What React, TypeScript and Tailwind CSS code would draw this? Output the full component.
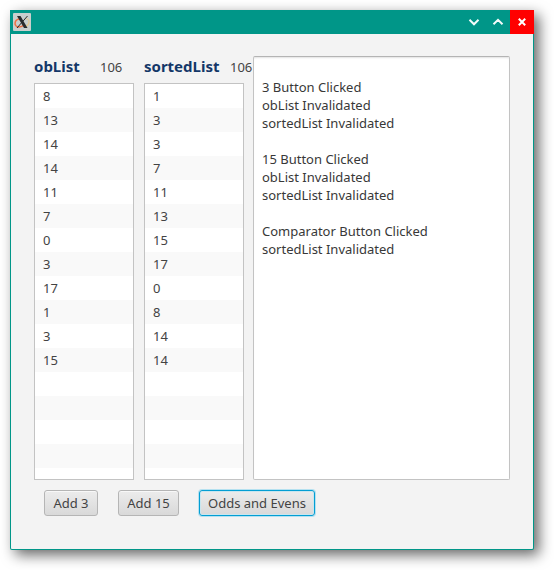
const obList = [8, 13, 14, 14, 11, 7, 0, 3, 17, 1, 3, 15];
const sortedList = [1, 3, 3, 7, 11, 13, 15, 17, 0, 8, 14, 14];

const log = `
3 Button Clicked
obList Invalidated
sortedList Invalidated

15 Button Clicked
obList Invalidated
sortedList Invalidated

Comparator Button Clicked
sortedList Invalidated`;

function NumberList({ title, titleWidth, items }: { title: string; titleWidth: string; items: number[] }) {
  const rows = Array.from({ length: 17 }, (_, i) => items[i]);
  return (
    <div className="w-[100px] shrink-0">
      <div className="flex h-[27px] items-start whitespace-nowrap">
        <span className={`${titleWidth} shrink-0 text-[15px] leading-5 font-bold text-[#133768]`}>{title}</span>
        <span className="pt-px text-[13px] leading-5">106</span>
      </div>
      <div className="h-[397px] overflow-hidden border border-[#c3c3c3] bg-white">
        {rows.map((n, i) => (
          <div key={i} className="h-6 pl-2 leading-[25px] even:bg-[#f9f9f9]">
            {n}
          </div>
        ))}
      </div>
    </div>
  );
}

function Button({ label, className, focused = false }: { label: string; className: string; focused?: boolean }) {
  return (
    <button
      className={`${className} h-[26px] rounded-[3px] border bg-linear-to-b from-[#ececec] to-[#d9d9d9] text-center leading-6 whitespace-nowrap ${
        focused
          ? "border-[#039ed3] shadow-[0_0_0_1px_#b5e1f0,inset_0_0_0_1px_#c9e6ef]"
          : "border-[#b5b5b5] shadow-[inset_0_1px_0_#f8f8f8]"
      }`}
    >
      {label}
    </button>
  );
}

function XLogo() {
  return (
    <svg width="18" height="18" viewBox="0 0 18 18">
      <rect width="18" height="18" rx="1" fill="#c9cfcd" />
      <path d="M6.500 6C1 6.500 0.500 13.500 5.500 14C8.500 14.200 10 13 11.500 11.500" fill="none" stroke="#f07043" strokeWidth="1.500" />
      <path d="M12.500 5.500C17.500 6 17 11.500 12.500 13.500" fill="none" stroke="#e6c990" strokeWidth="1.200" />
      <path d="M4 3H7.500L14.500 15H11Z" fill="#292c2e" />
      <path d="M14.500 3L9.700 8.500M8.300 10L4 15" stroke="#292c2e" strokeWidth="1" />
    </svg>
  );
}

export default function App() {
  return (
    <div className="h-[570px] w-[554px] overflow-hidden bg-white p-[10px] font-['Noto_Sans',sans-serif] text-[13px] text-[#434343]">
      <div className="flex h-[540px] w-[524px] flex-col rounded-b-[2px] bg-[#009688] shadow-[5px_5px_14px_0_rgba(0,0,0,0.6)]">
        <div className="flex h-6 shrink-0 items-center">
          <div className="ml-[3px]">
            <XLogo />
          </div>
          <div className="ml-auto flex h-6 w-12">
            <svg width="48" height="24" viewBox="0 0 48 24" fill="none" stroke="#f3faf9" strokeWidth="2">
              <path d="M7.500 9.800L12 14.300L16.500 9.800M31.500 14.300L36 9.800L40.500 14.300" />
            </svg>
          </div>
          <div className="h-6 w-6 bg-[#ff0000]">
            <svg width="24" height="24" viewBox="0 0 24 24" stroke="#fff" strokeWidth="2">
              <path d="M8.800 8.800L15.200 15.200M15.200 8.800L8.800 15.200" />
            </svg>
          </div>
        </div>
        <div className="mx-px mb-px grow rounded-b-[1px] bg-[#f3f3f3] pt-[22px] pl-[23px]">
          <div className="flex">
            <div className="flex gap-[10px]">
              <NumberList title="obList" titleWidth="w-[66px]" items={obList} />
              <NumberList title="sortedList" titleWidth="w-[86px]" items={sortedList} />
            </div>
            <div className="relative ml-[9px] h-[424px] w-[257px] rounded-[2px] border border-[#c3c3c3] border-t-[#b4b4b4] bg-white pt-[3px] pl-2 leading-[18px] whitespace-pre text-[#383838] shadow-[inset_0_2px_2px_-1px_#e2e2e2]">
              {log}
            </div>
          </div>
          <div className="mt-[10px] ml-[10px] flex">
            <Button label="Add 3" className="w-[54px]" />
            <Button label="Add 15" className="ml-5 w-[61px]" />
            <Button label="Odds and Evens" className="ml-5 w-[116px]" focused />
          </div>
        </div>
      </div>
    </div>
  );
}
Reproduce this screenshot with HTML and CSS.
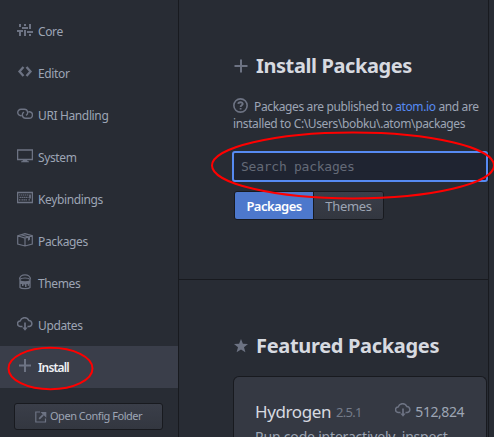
■ ■ ■
→ What you will do
Print the records word for word and exclude any picture they hold.

→ Exercise response
What React, TypeScript and Tailwind CSS code would draw this? Output the full component.
const obList = [8, 13, 14, 14, 11, 7, 0, 3, 17, 1, 3, 15];
const sortedList = [1, 3, 3, 7, 11, 13, 15, 17, 0, 8, 14, 14];

const log = `
3 Button Clicked
obList Invalidated
sortedList Invalidated

15 Button Clicked
obList Invalidated
sortedList Invalidated

Comparator Button Clicked
sortedList Invalidated`;

function NumberList({ title, titleWidth, items }: { title: string; titleWidth: string; items: number[] }) {
  const rows = Array.from({ length: 17 }, (_, i) => items[i]);
  return (
    <div className="w-[100px] shrink-0">
      <div className="flex h-[27px] items-start whitespace-nowrap">
        <span className={`${titleWidth} shrink-0 text-[15px] leading-5 font-bold text-[#133768]`}>{title}</span>
        <span className="pt-px text-[13px] leading-5">106</span>
      </div>
      <div className="h-[397px] overflow-hidden border border-[#c3c3c3] bg-white">
        {rows.map((n, i) => (
          <div key={i} className="h-6 pl-2 leading-[25px] even:bg-[#f9f9f9]">
            {n}
          </div>
        ))}
      </div>
    </div>
  );
}

function Button({ label, className, focused = false }: { label: string; className: string; focused?: boolean }) {
  return (
    <button
      className={`${className} h-[26px] rounded-[3px] border bg-linear-to-b from-[#ececec] to-[#d9d9d9] text-center leading-6 whitespace-nowrap ${
        focused
          ? "border-[#039ed3] shadow-[0_0_0_1px_#b5e1f0,inset_0_0_0_1px_#c9e6ef]"
          : "border-[#b5b5b5] shadow-[inset_0_1px_0_#f8f8f8]"
      }`}
    >
      {label}
    </button>
  );
}

function XLogo() {
  return (
    <svg width="18" height="18" viewBox="0 0 18 18">
      <rect width="18" height="18" rx="1" fill="#c9cfcd" />
      <path d="M6.500 6C1 6.500 0.500 13.500 5.500 14C8.500 14.200 10 13 11.500 11.500" fill="none" stroke="#f07043" strokeWidth="1.500" />
      <path d="M12.500 5.500C17.500 6 17 11.500 12.500 13.500" fill="none" stroke="#e6c990" strokeWidth="1.200" />
      <path d="M4 3H7.500L14.500 15H11Z" fill="#292c2e" />
      <path d="M14.500 3L9.700 8.500M8.300 10L4 15" stroke="#292c2e" strokeWidth="1" />
    </svg>
  );
}

export default function App() {
  return (
    <div className="h-[570px] w-[554px] overflow-hidden bg-white p-[10px] font-['Noto_Sans',sans-serif] text-[13px] text-[#434343]">
      <div className="flex h-[540px] w-[524px] flex-col rounded-b-[2px] bg-[#009688] shadow-[5px_5px_14px_0_rgba(0,0,0,0.6)]">
        <div className="flex h-6 shrink-0 items-center">
          <div className="ml-[3px]">
            <XLogo />
          </div>
          <div className="ml-auto flex h-6 w-12">
            <svg width="48" height="24" viewBox="0 0 48 24" fill="none" stroke="#f3faf9" strokeWidth="2">
              <path d="M7.500 9.800L12 14.300L16.500 9.800M31.500 14.300L36 9.800L40.500 14.300" />
            </svg>
          </div>
          <div className="h-6 w-6 bg-[#ff0000]">
            <svg width="24" height="24" viewBox="0 0 24 24" stroke="#fff" strokeWidth="2">
              <path d="M8.800 8.800L15.200 15.200M15.200 8.800L8.800 15.200" />
            </svg>
          </div>
        </div>
        <div className="mx-px mb-px grow rounded-b-[1px] bg-[#f3f3f3] pt-[22px] pl-[23px]">
          <div className="flex">
            <div className="flex gap-[10px]">
              <NumberList title="obList" titleWidth="w-[66px]" items={obList} />
              <NumberList title="sortedList" titleWidth="w-[86px]" items={sortedList} />
            </div>
            <div className="relative ml-[9px] h-[424px] w-[257px] rounded-[2px] border border-[#c3c3c3] border-t-[#b4b4b4] bg-white pt-[3px] pl-2 leading-[18px] whitespace-pre text-[#383838] shadow-[inset_0_2px_2px_-1px_#e2e2e2]">
              {log}
            </div>
          </div>
          <div className="mt-[10px] ml-[10px] flex">
            <Button label="Add 3" className="w-[54px]" />
            <Button label="Add 15" className="ml-5 w-[61px]" />
            <Button label="Odds and Evens" className="ml-5 w-[116px]" focused />
          </div>
        </div>
      </div>
    </div>
  );
}
Reproduce this screenshot with HTML and CSS.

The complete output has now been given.